His first novel, Johnny Mackintosh and the Spirit of London, was long-listed for the New Horizons Book Award 2010 and shortlisted for the Concorde Book Award 2011. As a publisher at OUP, he signed Nick Bostrom for Bostrom's book Superintelligence: Paths, Dangers, Strategies on the dangers and opportunities of artificial intelligence and Robin Hanson's book on a future society dominated by the products of brain emulation, The Age of Em.

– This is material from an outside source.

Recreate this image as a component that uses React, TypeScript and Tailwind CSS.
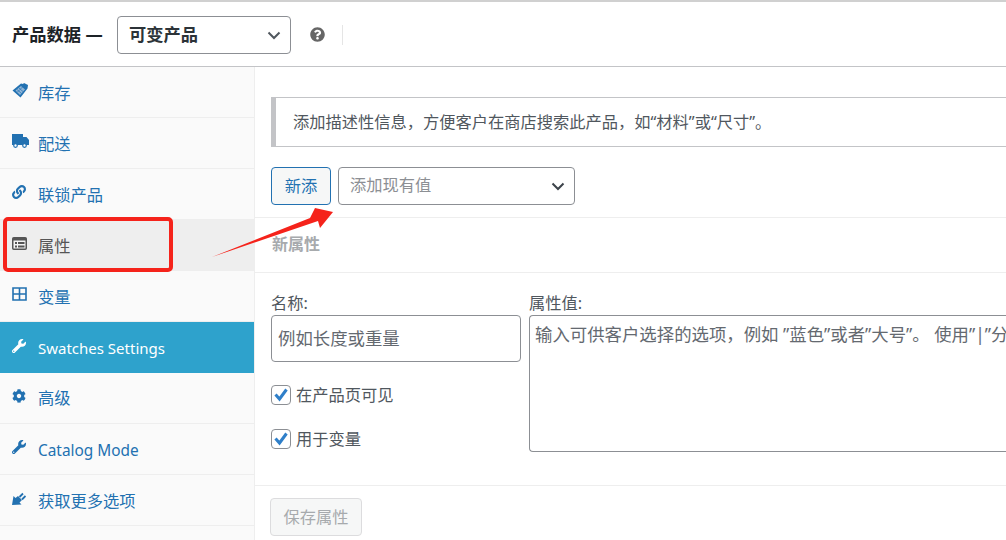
import React from "react";
import { FaLink, FaWrench, FaCog, FaQuestionCircle } from "react-icons/fa";

const font = "font-['Noto_Sans','Noto_Sans_CJK_SC',sans-serif]";

function Tag() {
  return (
    <svg width="17" height="15" viewBox="0 0 17 15" className="block">
      <path d="M0.5 7.5 L9 0.5 L11 1 L12 0 L16 2 L15.5 5.5 L8.5 14.5 Z" fill="#2271b1" />
      <path d="M3.5 7.5 L9 3 L13 6.5 L8 12 Z" fill="#8fb4d6" />
      <path d="M5 6.5 L9.5 10.5 M7 5 L11.5 9 M5.5 9 L10.5 4" stroke="#2271b1" strokeWidth="0.7" fill="none" />
    </svg>
  );
}

function Truck() {
  return (
    <svg width="17" height="14" viewBox="0 0 17 14" className="block">
      <path d="M0 0 H11 V3 H14.5 L17 6 V11 H0 Z" fill="#2271b1" />
      <circle cx="3.5" cy="11.5" r="1.8" fill="#fff" stroke="#2271b1" strokeWidth="1.2" />
      <circle cx="12.5" cy="11.5" r="1.8" fill="#fff" stroke="#2271b1" strokeWidth="1.2" />
    </svg>
  );
}

function Plug() {
  return (
    <svg width="14" height="13" viewBox="0 0 14 13" className="block">
      <path d="M0 13 L1.5 4 L3.5 6 L6 4 L10 8 L7.5 10.5 L9.5 12.5 Z" fill="#2271b1" />
      <path d="M7.5 5 L11 1.5 M10 7.5 L13.5 4" stroke="#2271b1" strokeWidth="1.8" fill="none" />
    </svg>
  );
}

function Attr() {
  return (
    <svg width="15" height="13" viewBox="0 0 15 13" className="block">
      <rect x="0.75" y="0.75" width="13.5" height="11.5" rx="1" fill="#f5f5f5" stroke="#555" strokeWidth="1.5" />
      <rect x="1" y="1" width="13" height="2.5" fill="#555" />
      <rect x="3" y="5" width="2" height="2" fill="#555" />
      <rect x="6" y="5" width="6.5" height="2" fill="#555" />
      <rect x="3" y="8.5" width="2" height="2" fill="#555" />
      <rect x="6" y="8.5" width="6.5" height="2" fill="#555" />
    </svg>
  );
}

function Grid() {
  return (
    <svg width="15" height="14" viewBox="0 0 15 14" className="block">
      <path d="M1 1 H14 V13 H1 Z M7.5 1 V13 M1 7 H14" fill="none" stroke="#2271b1" strokeWidth="1.6" />
    </svg>
  );
}

function Chevron({ color = "#50575e" }: { color?: string }) {
  return (
    <svg width="14" height="9" viewBox="0 0 14 9" className="block">
      <path d="M1.5 1.5 L7 7 L12.5 1.5" fill="none" stroke={color} strokeWidth="2" />
    </svg>
  );
}

function Check({ label }: { label: string }) {
  return (
    <div className="flex items-center gap-[5px] h-5">
      <span className="w-5 h-5 rounded-[4px] border border-[#8c8f94] bg-white flex items-center justify-center">
        <svg width="16" height="14" viewBox="0 0 16 14" className="block">
          <path d="M2.5 6.5 L6.5 11 L13.5 1.5" fill="none" stroke="#2f7fc9" strokeWidth="3" />
        </svg>
      </span>
      <span className="text-[16.25px] text-[#50575e]">{label}</span>
    </div>
  );
}

const items: { label: string; icon: React.ReactNode; extra?: string; text?: string }[] = [
  { label: "库存", icon: <Tag /> },
  { label: "配送", icon: <Truck /> },
  { label: "联锁产品", icon: <FaLink size={14} color="#2271b1" /> },
  { label: "属性", icon: <Attr />, extra: "bg-[#eeeeee] !text-[#555555] border-b-0" },
  { label: "变量", icon: <Grid /> },
  { label: "Swatches Settings", icon: <FaWrench size={14} color="#fff" />, extra: "bg-[#2ea2cc] !text-white border-b-0", text: "text-[15px] pt-[2px]" },
  { label: "高级", icon: <FaCog size={14} color="#2271b1" />, text: "text-[16.25px]" },
  { label: "Catalog Mode", icon: <FaWrench size={14} color="#2271b1" />, text: "text-[15.4px] pt-[4px]" },
  { label: "获取更多选项", icon: <Plug /> },
];

export default function App() {
  return (
    <div className={`relative w-[1006px] h-[540px] overflow-hidden bg-white ${font}`}>
      <div className="h-[67px] border-t-2 border-b border-t-[#d0d0d0] border-b-[#c3c4c7] flex items-center pl-3 pt-[2px]">
        <span className="text-[17.25px] font-bold text-[#1d2327] w-[105px] whitespace-nowrap">产品数据 —</span>
        <div className="w-[174px] h-[38px] rounded-[4px] border border-[#8c8f94] flex items-center justify-between pl-[11px] pr-[9px]">
          <span className="text-[17.25px] font-bold text-[#2c3338]">可变产品</span>
          <Chevron />
        </div>
        <FaQuestionCircle size={15} color="#666666" className="ml-[19px] -mt-[2px]" />
        <div className="ml-[17px] w-px h-5 bg-[#e5e5e5]" />
      </div>
      <div className="flex h-[473px]">
        <div className="w-[255px] shrink-0 border-r border-[#eeeeee] bg-[#fafafa]">
          {items.map((it) => (
            <div
              key={it.label}
              className={`h-[51px] box-border flex items-center border-b border-[#eeeeee] pl-3 text-[#2271b1] ${it.extra ?? ""}`}
            >
              <span className="w-[26px] shrink-0 flex items-center -mt-1">{it.icon}</span>
              <span className={`whitespace-nowrap ${it.text ?? "text-[16.25px] pt-[2px]"}`}>{it.label}</span>
            </div>
          ))}
        </div>
        <div className="flex-1 min-w-0 bg-white">
          <div className="pt-[30px] pl-[16px]">
            <div className="h-[50px] border-l-[5px] border-y border-[#c3c4c7] flex items-center pl-[17px] text-[16.25px] text-[#50575e] whitespace-nowrap overflow-hidden">
              添加描述性信息，方便客户在商店搜索此产品，如“材料”或“尺寸”。
            </div>
          </div>
          <div className="flex gap-[7px] pl-[16px] pt-5 pb-3 border-b border-[#eeeeee]">
            <div className="w-[60px] h-[38px] rounded-[4px] border border-[#2271b1] bg-[#f6f7f7] text-[#2271b1] text-[16.25px] flex items-center justify-center">
              新添
            </div>
            <div className="w-[237px] h-[38px] rounded-[4px] border border-[#8c8f94] flex items-center justify-between pl-[11px] pr-[9px]">
              <span className="text-[16.25px] text-[#8c8f94] -mt-[1px]">添加现有值</span>
              <Chevron color="#3c434a" />
            </div>
          </div>
          <div className="h-[55px] border-b border-[#eeeeee] flex items-center pl-[17px]">
            <span className="text-[16px] font-bold text-[#a7aaad] -mt-[2px]">新属性</span>
          </div>
          <div className="flex pl-[16px] pt-5 h-[213px] border-b border-[#eeeeee]">
            <div className="w-[258px] shrink-0">
              <div className="text-[16.25px] leading-[20px] text-[#50575e] mb-[2px]">名称:</div>
              <div className="w-[250px] h-[47px] rounded-[4px] border border-[#8c8f94] flex items-center pl-[6px] text-[17.4px] text-[#646970]">
                例如长度或重量
              </div>
              <div className="mt-[23px] flex flex-col gap-6">
                <Check label="在产品页可见" />
                <Check label="用于变量" />
              </div>
            </div>
            <div className="flex-1 min-w-0">
              <div className="text-[16.25px] leading-[20px] text-[#50575e] mb-[2px]">属性值:</div>
              <div className="h-[137px] rounded-l-[4px] border border-r-0 border-[#8c8f94] pl-[5px] pt-[6px] text-[17.4px] leading-[24px] text-[#646970] whitespace-nowrap overflow-hidden">
                输入可供客户选择的选项，例如 ”蓝色”或者”大号”。 使用”|”分
              </div>
            </div>
          </div>
          <div className="pl-[15px] pt-3">
            <div className="w-[92px] h-[38px] rounded-[4px] border border-[#dcdcde] bg-[#f6f7f7] text-[#a7aaad] text-[16.25px] flex items-center justify-center">
              保存属性
            </div>
          </div>
        </div>
      </div>
      <div className="absolute left-[3px] top-[217px] w-[170px] h-[55px] rounded-[5px] border-4 border-[#f5231b]" />
      <svg width="140" height="60" viewBox="0 0 140 60" className="absolute left-[205px] top-[205px]">
        <path d="M7 52 L105 13 L110 3 L128 7 L115 23 L113 16 Z" fill="#f5231b" />
      </svg>
    </div>
  );
}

Born in Scunthorpe, England and schooled in Nottingham (Nottingham High School and West Bridgford School), he studied mathematics and physics at Trinity College, Cambridge, Mansfield's work is known for the way it weaves scientific ideas and concepts into the general narrative. Mansfield lives in Spitalfields, London and is the recipient of a Hawthornden Fellowship. His novels have been translated into Dutch and Norwegian.

==Bibliography==
- Johnny Mackintosh and the Spirit of London (Quercus, 2008)
- Johnny Mackintosh: Star Blaze (Quercus, 2010)
- Johnny Mackintosh: Battle for Earth (Quercus, 2011)
- The Future in Minutes (Quercus, 2019)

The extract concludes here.